Un tempo l’avremmo chiamata “campagna elettorale”, ma negli ultimi anni c’è stata una tale rivalutazione della campagna e una tale svalutazione delle elezioni, che accostare i due termini risulta stridente. Di certo nei partiti non si respira più l’aria salubre dei terreni rurali né s’intravedono le cime dei paesaggi montani. Assomiglia piuttosto a un “mare elettorale” la massa informe nella quale sguazzano politici di specie diverse, boccheggiando ininterrottamente, come se vincesse chi ha più voce: tutti i “fiumi di parole” dei Jalisse sono confluiti in questo mare.
Come un’onda, anche la messa in onda è implacabile: “Un posto in Parlamento” è la soap opera dell’estate, trasmessa a reti unificate, ventiquattro ore su ventiquattro.
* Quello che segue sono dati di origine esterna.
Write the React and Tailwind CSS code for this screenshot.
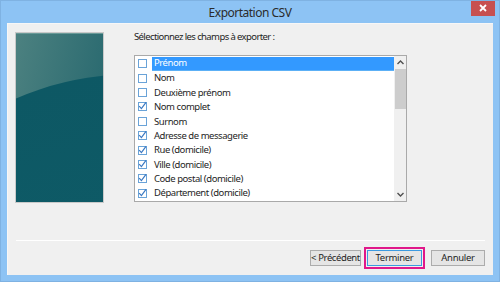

Certi senatori sembrano diventati “senattori”, consumati divi alla conquista dell’elettorato tramite i trucchetti del mondo dello spettacolo: la suspense, il colpo di scena… Ma sono tecniche che ormai sappiamo a memoria e a volte si ha l’impressione di assistere a una sceneggiata più che a una sceneggiatura. È umanamente possibile seguire una telenovela tutto il giorno tutti i giorni fino al venticinque settembre? È vero che “Un posto al sole” viene trasmesso da venticinque anni, ma almeno ci viene somministrato in dosi omeopatiche di una sola puntata quotidiana di mezz’ora scarsa.
A questo punto, da telespettatrice prima ancora che da elettrice, mi chiedo: perché non trasformare direttamente le elezioni in un reality? Dopo il “GF” e il “GF Vip”, il “GF Politici”! I candidati leader dei vari partiti verrebbero chiusi nella stessa casa e ripresi costantemente con le telecamere. Partendo dal presupposto che con gli attuali dibattiti televisivi non si riesce a capire nulla, con un reality si capirebbe almeno come e quanto mangia ciascun politico, chi ruba il cibo dalla dispensa comune, chi cucina per gli altri, chi lascia il bagno sporco, chi tiene la camera in disordine, chi a parole fa tutto ma a fatti niente, chi esiste soltanto appoggiandosi a un gruppo, chi è leale, chi nel confessionale scredita gli alleati. Non potrebbero essere dissimulate a lungo abitudini e attitudini né potrebbe essere nascosto il linguaggio proprio di ciascuno e quindi il pensiero: privati di ghost-writers e consulenti a vario titolo, gli aspiranti leader sarebbero costretti a esprimersi per quelli che sono. Giorno dopo giorno, avremmo l’occasione di osservare i comportamenti anziché gli atteggiamenti. Forse si rivelerebbe il più omofobo, razzista e classista, chi predica l’esatto contrario. Forse scopriremmo il valore di chi non è abile ad attirarsi simpatie: in genere le monete false brillano più di quelle vere.
Il venticinque settembre, uscendo dalla casa del “GF”, tra i palloncini e le rose verrebbe nominato il vincitore.
Pensiamoci. Magari il pubblico televisivo è più sovrano del popolo.